Maclean, who is also the Scotland Trade Envoy to the UAE said there are other mutual benefits that have yet to be fully explored.

“As the big local retail players evolve they will increasingly offer big data analytics and integrated logistics solutions. They’ll be a holistic facilitator to incoming brands rather than a cost, and in recent years some of them have begun to explore newer markets, such as Eastern Europe and Africa.

“These are markets that the individual brands would never have thought to go without the protection of their sponsor. And for that reason we aren’t predicting an end to the power of local retailers,” he said.

Exceptions to the rule

As reported in Arabian Business, Apple and Tesla are two global brands that have already been given exemption from the foreign ownership rules.
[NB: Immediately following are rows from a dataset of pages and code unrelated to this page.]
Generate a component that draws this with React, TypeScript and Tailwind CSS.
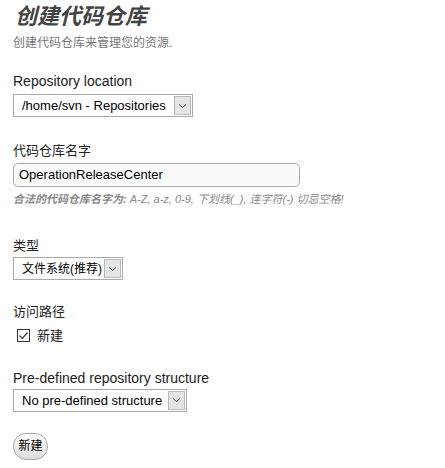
import React from 'react'

const sans = "font-['Liberation_Sans','Noto_Sans_CJK_SC',sans-serif]"

function FakeSelect({ label, width, cjk }: { label: string; width: string; cjk?: boolean }) {
  return (
    <div className={`flex h-[23px] items-center justify-between border border-[#a9a9a9] bg-white pl-[8px] pr-[1px] ${width}`}>
      <span className={`whitespace-nowrap leading-none text-black ${cjk ? 'text-[12px]' : 'text-[13px]'}`}>{label}</span>
      <span className="flex h-[19px] w-[17px] shrink-0 items-center justify-center border border-[#b9b9b9] bg-[#e5e5e5]">
        <svg width="9" height="6" viewBox="0 0 9 6">
          <path d="M1 1.5 L4.5 4.5 L8 1.5" fill="none" stroke="#606060" strokeWidth="1" />
        </svg>
      </span>
    </div>
  )
}

export default function App() {
  return (
    <div className={`min-h-screen bg-white px-[13px] text-[#222] ${sans}`}>
      <h1 className="pl-[2px] pt-[2px] text-[22px] italic font-semibold leading-[30px] text-[#444]">创建代码仓库</h1>
      <p className="mt-[3px] text-[12px] leading-[16px] text-[#777]">创建代码仓库来管理您的资源.</p>

      <div className="mt-[22px]">
        <div className="text-[14px] leading-[16px]">Repository location</div>
        <div className="mt-[5px]">
          <FakeSelect label="/home/svn - Repositories" width="w-[180px]" />
        </div>
      </div>

      <div className="mt-[26px]">
        <div className="text-[13px] leading-[16px]">代码仓库名字</div>
        <div className="mt-[4px] flex h-[24px] w-[287px] items-center rounded-[5px] border border-[#a9a9a9] bg-[#fafafa] px-[5px] text-[13px] text-black">
          OperationReleaseCenter
        </div>
        <p className="mt-[5px] text-[11px] italic leading-[14px] text-[#888]">
          <b>合法的代码仓库名字为:</b> A-Z, a-z, 0-9, 下划线(_), 连字符(-) 切忌空格!
        </p>
      </div>

      <div className="mt-[32px]">
        <div className="text-[13px] leading-[16px]">类型</div>
        <div className="mt-[3px]">
          <FakeSelect label="文件系统(推荐)" width="w-[110px]" cjk />
        </div>
      </div>

      <div className="mt-[24px]">
        <div className="text-[13px] leading-[16px]">访问路径</div>
        <label className="mt-[6px] flex items-center gap-[7px] pl-[4px] text-[13px]">
          <span className="flex h-[13px] w-[13px] items-center justify-center border border-[#333] bg-white">
            <svg width="11" height="11" viewBox="0 0 11 11">
              <path d="M1.5 5.5 L4.3 8.3 L9.5 2.5" fill="none" stroke="#333" strokeWidth="1.2" />
            </svg>
          </span>
          <span>新建</span>
        </label>
      </div>

      <div className="mt-[24px]">
        <div className="text-[14px] leading-[16px]">Pre-defined repository structure</div>
        <div className="mt-[3px]">
          <FakeSelect label="No pre-defined structure" width="w-[174px]" />
        </div>
      </div>

      <button className="mt-[21px] flex h-[27px] w-[35px] items-center justify-center rounded-[13px] border border-[#aaa] bg-gradient-to-b from-[#fdfdfd] to-[#dcdcdc] text-[12px] text-black">
        新建
      </button>
    </div>
  )
}
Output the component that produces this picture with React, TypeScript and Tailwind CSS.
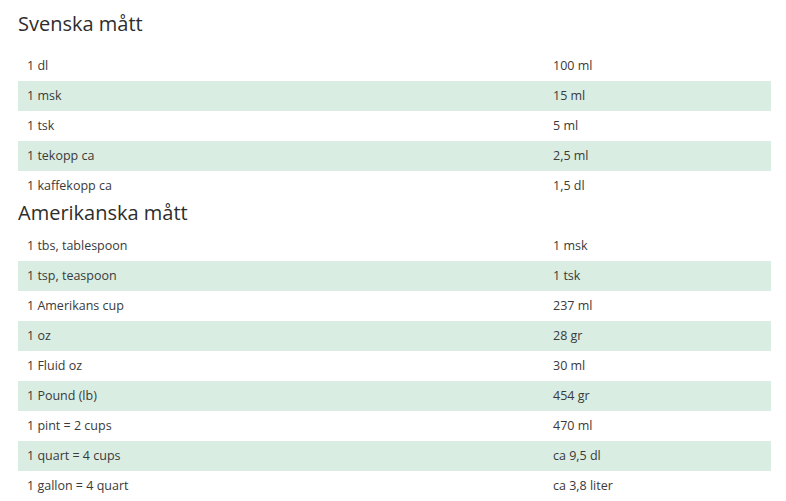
const svenska: [string, string][] = [
  ['1 dl', '100 ml'],
  ['1 msk', '15 ml'],
  ['1 tsk', '5 ml'],
  ['1 tekopp ca', '2,5 ml'],
  ['1 kaffekopp ca', '1,5 dl'],
];

const amerikanska: [string, string][] = [
  ['1 tbs, tablespoon', '1 msk'],
  ['1 tsp, teaspoon', '1 tsk'],
  ['1 Amerikans cup', '237 ml'],
  ['1 oz', '28 gr'],
  ['1 Fluid oz', '30 ml'],
  ['1 Pound (lb)', '454 gr'],
  ['1 pint = 2 cups', '470 ml'],
  ['1 quart = 4 cups', 'ca 9,5 dl'],
  ['1 gallon = 4 quart', 'ca 3,8 liter'],
];

function MeasureTable({ rows }: { rows: [string, string][] }) {
  return (
    <div className="flex flex-col">
      {rows.map(([from, to], i) => (
        <div
          key={from}
          className={`flex h-[30px] items-center text-[12.5px] text-[#3a3a3a] ${i % 2 === 1 ? 'bg-[#d9ede3]' : 'bg-white'}`}
        >
          <div className="w-[535px] pl-[9px]">{from}</div>
          <div className="flex-1">{to}</div>
        </div>
      ))}
    </div>
  );
}

export default function App() {
  return (
    <div className="h-[501px] w-[786px] overflow-hidden bg-white px-[18px] font-['Open_Sans',sans-serif]">
      <div className="w-[753px]">
        <h2 className="mt-[11px] mb-[14px] h-[26px] text-[20px] leading-[26px] text-[#2d2d2d]">Svenska mått</h2>
        <MeasureTable rows={svenska} />
        <h2 className="mb-[4px] h-[26px] text-[20px] leading-[23px] text-[#2d2d2d]">Amerikanska mått</h2>
        <MeasureTable rows={amerikanska} />
      </div>
    </div>
  );
}
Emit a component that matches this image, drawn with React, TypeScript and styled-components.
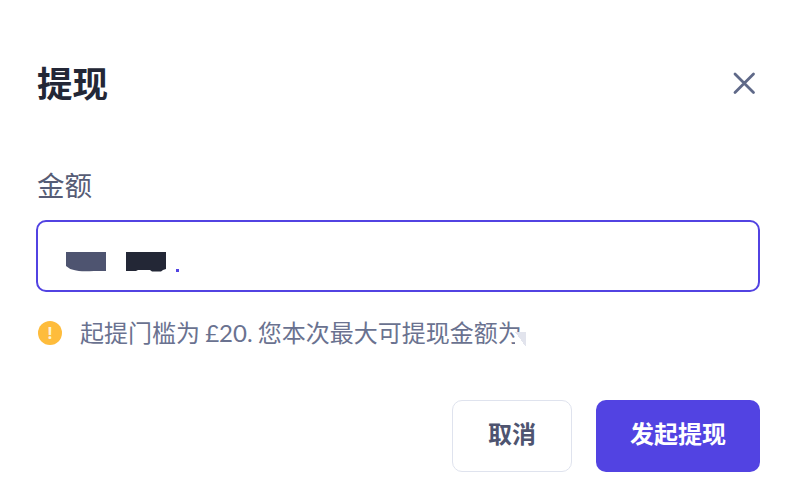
import React from 'react';
import styled, { createGlobalStyle } from 'styled-components';

const GlobalStyle = createGlobalStyle`
  html, body {
    margin: 0;
    padding: 0;
    background: #fff;
  }
  body {
    font-family: Lato, "Noto Sans CJK SC", sans-serif;
    overflow: hidden;
  }
`;

const App = () => {
  return (
    <>
      <GlobalStyle />
      <Dialog>
        <Header>
          <Title>提现</Title>
          <CloseButton aria-label="close">
            <svg width="24" height="24" viewBox="0 0 24 24" fill="none">
              <path d="M3 2 L21.5 20.5 M21.5 2 L3 20.5" stroke="#5f6988" strokeWidth="2.8" strokeLinecap="round" />
            </svg>
          </CloseButton>
        </Header>

        <Label>金额</Label>
        <AmountField>
          <AmountMask>
            <svg width="40" height="20" viewBox="0 0 40 20">
              <path d="M0 0 H40 V19 H28 Q14 20 8 18 Q3 17 0 14 Z" fill="#4e5470" />
            </svg>
            <svg width="40" height="20" viewBox="0 0 40 20">
              <path d="M0 0 H40 V17 L37 18 L35 19.5 H26 L24 18 H12 L10 19 H0 Z" fill="#232736" />
            </svg>
            <Caret />
          </AmountMask>
        </AmountField>

        <Hint>
          <WarnIcon>!</WarnIcon>
          <HintText>起提门槛为 £20. 您本次最大可提现金额为</HintText>
          <HintMask />
        </Hint>

        <Footer>
          <CancelButton>取消</CancelButton>
          <SubmitButton>发起提现</SubmitButton>
        </Footer>
      </Dialog>
    </>
  );
};
export default App;

const Dialog = styled.div`
  width: 795px;
  height: 480px;
  box-sizing: border-box;
  padding: 59px 35px 0 36px;
  display: flex;
  flex-direction: column;
  background: #fff;
`;

const Header = styled.div`
  display: flex;
  align-items: center;
  justify-content: space-between;
  height: 50px;
  padding-left: 1px;
`;

const Title = styled.h1`
  margin: 0;
  font-size: 35.5px;
  line-height: 50px;
  font-weight: 700;
  color: #232736;
`;

const CloseButton = styled.button`
  display: flex;
  width: 24px;
  height: 24px;
  margin-right: 4px;
  padding: 0;
  border: 0;
  background: none;
`;

const Label = styled.div`
  margin-top: 57px;
  padding-left: 1px;
  font-size: 27.5px;
  line-height: 40px;
  color: #565c75;
`;

const AmountField = styled.div`
  margin-top: 14px;
  height: 72px;
  box-sizing: border-box;
  border: 2px solid #5243e2;
  border-radius: 10px;
  display: flex;
  align-items: center;
  padding-left: 28px;
`;

const AmountMask = styled.div`
  display: flex;
  align-items: flex-start;
  gap: 20px;
  height: 20px;
  margin-top: 12px;
`;

const Caret = styled.span`
  width: 3px;
  height: 3px;
  margin: 17px 0 0 -10px;
  background: #5243e2;
`;

const Hint = styled.div`
  position: relative;
  display: flex;
  align-items: center;
  gap: 18px;
  margin-top: 23px;
  height: 36px;
  padding-left: 2px;
`;

const WarnIcon = styled.span`
  width: 24px;
  height: 24px;
  border-radius: 50%;
  background: #febc3c;
  color: #fff3d6;
  font-family: Inter, sans-serif;
  font-size: 16px;
  font-weight: 700;
  line-height: 24px;
  text-align: center;
`;

const HintText = styled.span`
  white-space: nowrap;
  font-size: 24px;
  line-height: 36px;
  word-spacing: -1px;
  color: #6a7290;
`;

const HintMask = styled.span`
  position: absolute;
  left: 479px;
  top: 17px;
  width: 11px;
  height: 15px;
  background: linear-gradient(to top right, #fff 50%, #e2e4ed 50%);
`;

const Footer = styled.div`
  display: flex;
  justify-content: flex-end;
  gap: 24px;
  margin-top: 49px;
`;

const FooterButton = styled.button`
  height: 72px;
  box-sizing: border-box;
  border-radius: 10px;
  padding: 0 0 8px;
  font-family: inherit;
  font-size: 24px;
  font-weight: 600;
`;

const CancelButton = styled(FooterButton)`
  width: 120px;
  border: 1px solid #dfe3ee;
  background: #fff;
  color: #4e5470;
`;

const SubmitButton = styled(FooterButton)`
  width: 164px;
  border: 0;
  background: #5243e2;
  color: #fff;
`;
Maclean revealed that the CBRE helped the Dubai Chamber of Commerce and Industry to compile a list of “globally important brands” who warrant special arrangements.

“We've had conversations with some of the global brands that definitely should be in Dubai but currently are not. And in some instances - very few - but in some instances the sponsorship model doesn't work for them. And there's some flexibility at a governmental level to allow those people to come into the market without a sponsor. I suspect we'll see more of this going forward - but they have to be of global significance to fall outside of the structures that have worked so well for Dubai.”

Full ownership, future taxes?

Sponsoring foreign companies has long been a lucrative option for nationals. With the prospect of that source of income waning in future, Maclean thinks more structural changes could follow.

“The government has clearly weighed up the cost to some of the sponsors here with the benefit to the overall economy. And I wonder whether there has to be other tweaks to the economy to facilitate that lack of 51 percent ownership. And by that I mean the potential for future taxation.”

Benefits of flexibility

Maclean says he is in favour of the recently announced changes to allow 100 percent foreign ownership of a broader category of companies outside of free zones.

“Choosing a local partner is almost the most important decision that anyone makes when they create a business in this country. And sometimes even if that decision is correct at the time of formation there's a desire for the sponsor and operator of the business to go in different directions at some point in the future. So the ability to have 100 percent ownership negates that potential worry.”

The key, he says, is for increased flexibility for all parties.

“Bringing fresh ideas to the country is clearly very important to the government and clearing away some of the potential barriers to entry for any organisation is important to that process. I’m a fan of having a laissez-faire economy. Some people will succeed, some people won’t, but everyone gets stronger as a result of the people who try.”